— BEGIN Data provided —
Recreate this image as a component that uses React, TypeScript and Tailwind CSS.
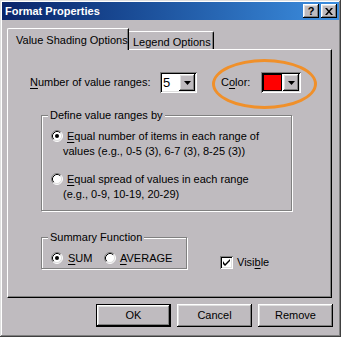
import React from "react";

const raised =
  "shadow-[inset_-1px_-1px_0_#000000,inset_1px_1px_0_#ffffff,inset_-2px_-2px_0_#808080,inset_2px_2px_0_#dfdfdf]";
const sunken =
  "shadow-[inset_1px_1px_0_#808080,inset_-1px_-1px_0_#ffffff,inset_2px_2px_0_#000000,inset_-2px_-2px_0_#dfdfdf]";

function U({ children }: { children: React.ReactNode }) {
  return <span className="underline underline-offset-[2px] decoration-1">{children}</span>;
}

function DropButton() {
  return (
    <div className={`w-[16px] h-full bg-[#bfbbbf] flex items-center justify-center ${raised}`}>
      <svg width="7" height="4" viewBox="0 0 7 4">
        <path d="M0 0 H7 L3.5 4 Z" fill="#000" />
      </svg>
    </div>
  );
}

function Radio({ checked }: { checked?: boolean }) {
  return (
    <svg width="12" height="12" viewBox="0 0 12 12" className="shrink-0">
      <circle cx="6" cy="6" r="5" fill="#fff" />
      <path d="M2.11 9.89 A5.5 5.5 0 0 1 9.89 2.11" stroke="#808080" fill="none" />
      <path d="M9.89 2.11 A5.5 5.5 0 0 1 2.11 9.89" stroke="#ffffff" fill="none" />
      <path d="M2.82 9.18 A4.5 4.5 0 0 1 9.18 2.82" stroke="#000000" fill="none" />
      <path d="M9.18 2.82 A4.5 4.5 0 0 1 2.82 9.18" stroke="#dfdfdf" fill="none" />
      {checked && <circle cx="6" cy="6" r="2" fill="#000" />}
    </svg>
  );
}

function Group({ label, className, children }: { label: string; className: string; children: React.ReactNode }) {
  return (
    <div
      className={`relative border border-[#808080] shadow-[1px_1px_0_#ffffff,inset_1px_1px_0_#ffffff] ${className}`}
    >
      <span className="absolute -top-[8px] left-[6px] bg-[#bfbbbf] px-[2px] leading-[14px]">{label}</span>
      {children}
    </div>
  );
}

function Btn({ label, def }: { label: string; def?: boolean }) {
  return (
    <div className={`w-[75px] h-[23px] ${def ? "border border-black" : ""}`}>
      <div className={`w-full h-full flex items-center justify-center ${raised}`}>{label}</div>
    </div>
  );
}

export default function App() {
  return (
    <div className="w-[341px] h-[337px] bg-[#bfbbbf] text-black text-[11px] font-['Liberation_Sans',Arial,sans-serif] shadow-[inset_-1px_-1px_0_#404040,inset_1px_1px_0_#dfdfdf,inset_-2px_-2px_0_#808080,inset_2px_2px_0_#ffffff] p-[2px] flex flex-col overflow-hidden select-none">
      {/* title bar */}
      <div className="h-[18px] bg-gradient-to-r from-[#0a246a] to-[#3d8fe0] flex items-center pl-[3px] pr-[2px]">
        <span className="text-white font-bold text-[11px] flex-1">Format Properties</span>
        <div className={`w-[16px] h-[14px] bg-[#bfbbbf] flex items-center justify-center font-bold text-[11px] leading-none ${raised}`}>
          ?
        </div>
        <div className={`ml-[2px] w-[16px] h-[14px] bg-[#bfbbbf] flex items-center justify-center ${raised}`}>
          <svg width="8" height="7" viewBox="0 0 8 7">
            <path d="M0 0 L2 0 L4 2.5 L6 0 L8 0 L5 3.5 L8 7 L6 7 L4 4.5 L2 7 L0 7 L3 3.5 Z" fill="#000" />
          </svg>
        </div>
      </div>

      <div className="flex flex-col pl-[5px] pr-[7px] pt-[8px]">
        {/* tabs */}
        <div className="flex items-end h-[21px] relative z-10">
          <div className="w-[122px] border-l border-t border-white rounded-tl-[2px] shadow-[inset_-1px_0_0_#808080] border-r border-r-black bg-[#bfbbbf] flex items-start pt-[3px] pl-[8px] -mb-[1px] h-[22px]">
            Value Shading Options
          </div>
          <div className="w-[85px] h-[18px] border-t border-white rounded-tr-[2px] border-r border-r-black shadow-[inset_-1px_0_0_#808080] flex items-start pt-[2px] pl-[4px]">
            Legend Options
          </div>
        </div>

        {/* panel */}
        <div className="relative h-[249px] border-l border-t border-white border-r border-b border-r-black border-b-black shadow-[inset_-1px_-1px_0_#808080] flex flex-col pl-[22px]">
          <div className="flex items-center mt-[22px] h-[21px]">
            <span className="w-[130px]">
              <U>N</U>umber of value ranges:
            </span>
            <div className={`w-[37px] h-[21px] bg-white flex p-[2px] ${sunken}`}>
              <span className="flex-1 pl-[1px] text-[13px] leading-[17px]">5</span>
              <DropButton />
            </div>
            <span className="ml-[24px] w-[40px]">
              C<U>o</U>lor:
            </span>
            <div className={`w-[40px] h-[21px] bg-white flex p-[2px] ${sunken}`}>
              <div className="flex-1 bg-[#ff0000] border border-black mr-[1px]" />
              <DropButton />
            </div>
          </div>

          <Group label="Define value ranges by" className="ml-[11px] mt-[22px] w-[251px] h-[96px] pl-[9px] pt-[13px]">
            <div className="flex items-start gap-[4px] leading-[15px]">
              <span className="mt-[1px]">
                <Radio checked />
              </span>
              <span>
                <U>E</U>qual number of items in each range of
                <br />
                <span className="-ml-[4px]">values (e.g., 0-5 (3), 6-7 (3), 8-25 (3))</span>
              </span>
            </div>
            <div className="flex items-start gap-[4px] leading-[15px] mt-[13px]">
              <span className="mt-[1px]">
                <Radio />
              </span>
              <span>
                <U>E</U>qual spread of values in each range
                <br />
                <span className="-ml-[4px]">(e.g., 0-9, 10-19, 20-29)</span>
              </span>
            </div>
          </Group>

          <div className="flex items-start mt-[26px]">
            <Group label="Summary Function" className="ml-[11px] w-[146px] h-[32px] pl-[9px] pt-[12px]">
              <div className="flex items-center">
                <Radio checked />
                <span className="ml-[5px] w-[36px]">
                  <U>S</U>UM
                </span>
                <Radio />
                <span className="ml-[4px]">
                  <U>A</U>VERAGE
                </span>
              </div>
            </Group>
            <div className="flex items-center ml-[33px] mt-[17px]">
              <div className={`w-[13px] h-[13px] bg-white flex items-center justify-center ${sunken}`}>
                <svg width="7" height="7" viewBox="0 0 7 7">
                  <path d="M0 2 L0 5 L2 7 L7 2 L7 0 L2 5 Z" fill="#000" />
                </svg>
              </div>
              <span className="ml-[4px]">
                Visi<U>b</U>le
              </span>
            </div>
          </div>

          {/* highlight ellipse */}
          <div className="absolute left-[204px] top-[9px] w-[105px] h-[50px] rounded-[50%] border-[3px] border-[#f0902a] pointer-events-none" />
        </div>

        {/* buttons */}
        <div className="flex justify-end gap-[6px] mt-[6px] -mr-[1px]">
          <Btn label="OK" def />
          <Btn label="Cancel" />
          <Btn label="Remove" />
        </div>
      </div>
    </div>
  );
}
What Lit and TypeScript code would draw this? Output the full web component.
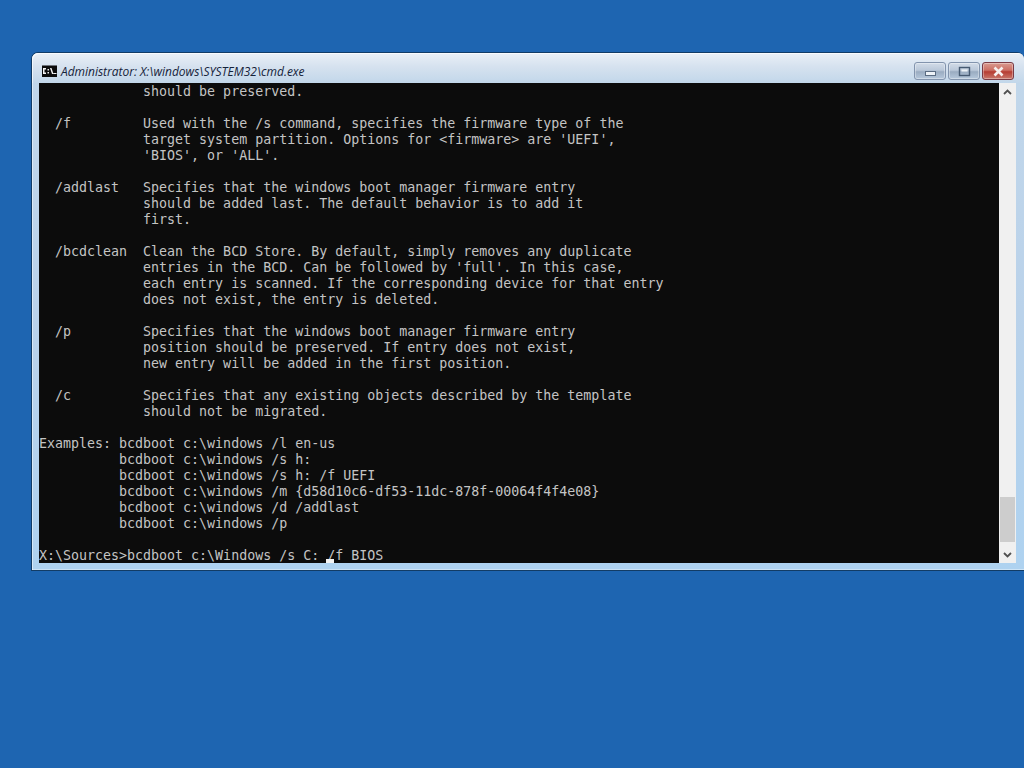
— END Data provided —
__Task directions__
Extract every line of the data exactly; pictures stay out.

__Written solution__
Recreate this image as a component that uses React, TypeScript and Tailwind CSS.
import React from "react";

const raised =
  "shadow-[inset_-1px_-1px_0_#000000,inset_1px_1px_0_#ffffff,inset_-2px_-2px_0_#808080,inset_2px_2px_0_#dfdfdf]";
const sunken =
  "shadow-[inset_1px_1px_0_#808080,inset_-1px_-1px_0_#ffffff,inset_2px_2px_0_#000000,inset_-2px_-2px_0_#dfdfdf]";

function U({ children }: { children: React.ReactNode }) {
  return <span className="underline underline-offset-[2px] decoration-1">{children}</span>;
}

function DropButton() {
  return (
    <div className={`w-[16px] h-full bg-[#bfbbbf] flex items-center justify-center ${raised}`}>
      <svg width="7" height="4" viewBox="0 0 7 4">
        <path d="M0 0 H7 L3.5 4 Z" fill="#000" />
      </svg>
    </div>
  );
}

function Radio({ checked }: { checked?: boolean }) {
  return (
    <svg width="12" height="12" viewBox="0 0 12 12" className="shrink-0">
      <circle cx="6" cy="6" r="5" fill="#fff" />
      <path d="M2.11 9.89 A5.5 5.5 0 0 1 9.89 2.11" stroke="#808080" fill="none" />
      <path d="M9.89 2.11 A5.5 5.5 0 0 1 2.11 9.89" stroke="#ffffff" fill="none" />
      <path d="M2.82 9.18 A4.5 4.5 0 0 1 9.18 2.82" stroke="#000000" fill="none" />
      <path d="M9.18 2.82 A4.5 4.5 0 0 1 2.82 9.18" stroke="#dfdfdf" fill="none" />
      {checked && <circle cx="6" cy="6" r="2" fill="#000" />}
    </svg>
  );
}

function Group({ label, className, children }: { label: string; className: string; children: React.ReactNode }) {
  return (
    <div
      className={`relative border border-[#808080] shadow-[1px_1px_0_#ffffff,inset_1px_1px_0_#ffffff] ${className}`}
    >
      <span className="absolute -top-[8px] left-[6px] bg-[#bfbbbf] px-[2px] leading-[14px]">{label}</span>
      {children}
    </div>
  );
}

function Btn({ label, def }: { label: string; def?: boolean }) {
  return (
    <div className={`w-[75px] h-[23px] ${def ? "border border-black" : ""}`}>
      <div className={`w-full h-full flex items-center justify-center ${raised}`}>{label}</div>
    </div>
  );
}

export default function App() {
  return (
    <div className="w-[341px] h-[337px] bg-[#bfbbbf] text-black text-[11px] font-['Liberation_Sans',Arial,sans-serif] shadow-[inset_-1px_-1px_0_#404040,inset_1px_1px_0_#dfdfdf,inset_-2px_-2px_0_#808080,inset_2px_2px_0_#ffffff] p-[2px] flex flex-col overflow-hidden select-none">
      {/* title bar */}
      <div className="h-[18px] bg-gradient-to-r from-[#0a246a] to-[#3d8fe0] flex items-center pl-[3px] pr-[2px]">
        <span className="text-white font-bold text-[11px] flex-1">Format Properties</span>
        <div className={`w-[16px] h-[14px] bg-[#bfbbbf] flex items-center justify-center font-bold text-[11px] leading-none ${raised}`}>
          ?
        </div>
        <div className={`ml-[2px] w-[16px] h-[14px] bg-[#bfbbbf] flex items-center justify-center ${raised}`}>
          <svg width="8" height="7" viewBox="0 0 8 7">
            <path d="M0 0 L2 0 L4 2.5 L6 0 L8 0 L5 3.5 L8 7 L6 7 L4 4.5 L2 7 L0 7 L3 3.5 Z" fill="#000" />
          </svg>
        </div>
      </div>

      <div className="flex flex-col pl-[5px] pr-[7px] pt-[8px]">
        {/* tabs */}
        <div className="flex items-end h-[21px] relative z-10">
          <div className="w-[122px] border-l border-t border-white rounded-tl-[2px] shadow-[inset_-1px_0_0_#808080] border-r border-r-black bg-[#bfbbbf] flex items-start pt-[3px] pl-[8px] -mb-[1px] h-[22px]">
            Value Shading Options
          </div>
          <div className="w-[85px] h-[18px] border-t border-white rounded-tr-[2px] border-r border-r-black shadow-[inset_-1px_0_0_#808080] flex items-start pt-[2px] pl-[4px]">
            Legend Options
          </div>
        </div>

        {/* panel */}
        <div className="relative h-[249px] border-l border-t border-white border-r border-b border-r-black border-b-black shadow-[inset_-1px_-1px_0_#808080] flex flex-col pl-[22px]">
          <div className="flex items-center mt-[22px] h-[21px]">
            <span className="w-[130px]">
              <U>N</U>umber of value ranges:
            </span>
            <div className={`w-[37px] h-[21px] bg-white flex p-[2px] ${sunken}`}>
              <span className="flex-1 pl-[1px] text-[13px] leading-[17px]">5</span>
              <DropButton />
            </div>
            <span className="ml-[24px] w-[40px]">
              C<U>o</U>lor:
            </span>
            <div className={`w-[40px] h-[21px] bg-white flex p-[2px] ${sunken}`}>
              <div className="flex-1 bg-[#ff0000] border border-black mr-[1px]" />
              <DropButton />
            </div>
          </div>

          <Group label="Define value ranges by" className="ml-[11px] mt-[22px] w-[251px] h-[96px] pl-[9px] pt-[13px]">
            <div className="flex items-start gap-[4px] leading-[15px]">
              <span className="mt-[1px]">
                <Radio checked />
              </span>
              <span>
                <U>E</U>qual number of items in each range of
                <br />
                <span className="-ml-[4px]">values (e.g., 0-5 (3), 6-7 (3), 8-25 (3))</span>
              </span>
            </div>
            <div className="flex items-start gap-[4px] leading-[15px] mt-[13px]">
              <span className="mt-[1px]">
                <Radio />
              </span>
              <span>
                <U>E</U>qual spread of values in each range
                <br />
                <span className="-ml-[4px]">(e.g., 0-9, 10-19, 20-29)</span>
              </span>
            </div>
          </Group>

          <div className="flex items-start mt-[26px]">
            <Group label="Summary Function" className="ml-[11px] w-[146px] h-[32px] pl-[9px] pt-[12px]">
              <div className="flex items-center">
                <Radio checked />
                <span className="ml-[5px] w-[36px]">
                  <U>S</U>UM
                </span>
                <Radio />
                <span className="ml-[4px]">
                  <U>A</U>VERAGE
                </span>
              </div>
            </Group>
            <div className="flex items-center ml-[33px] mt-[17px]">
              <div className={`w-[13px] h-[13px] bg-white flex items-center justify-center ${sunken}`}>
                <svg width="7" height="7" viewBox="0 0 7 7">
                  <path d="M0 2 L0 5 L2 7 L7 2 L7 0 L2 5 Z" fill="#000" />
                </svg>
              </div>
              <span className="ml-[4px]">
                Visi<U>b</U>le
              </span>
            </div>
          </div>

          {/* highlight ellipse */}
          <div className="absolute left-[204px] top-[9px] w-[105px] h-[50px] rounded-[50%] border-[3px] border-[#f0902a] pointer-events-none" />
        </div>

        {/* buttons */}
        <div className="flex justify-end gap-[6px] mt-[6px] -mr-[1px]">
          <Btn label="OK" def />
          <Btn label="Cancel" />
          <Btn label="Remove" />
        </div>
      </div>
    </div>
  );
}
What Lit and TypeScript code would draw this? Output the full web component.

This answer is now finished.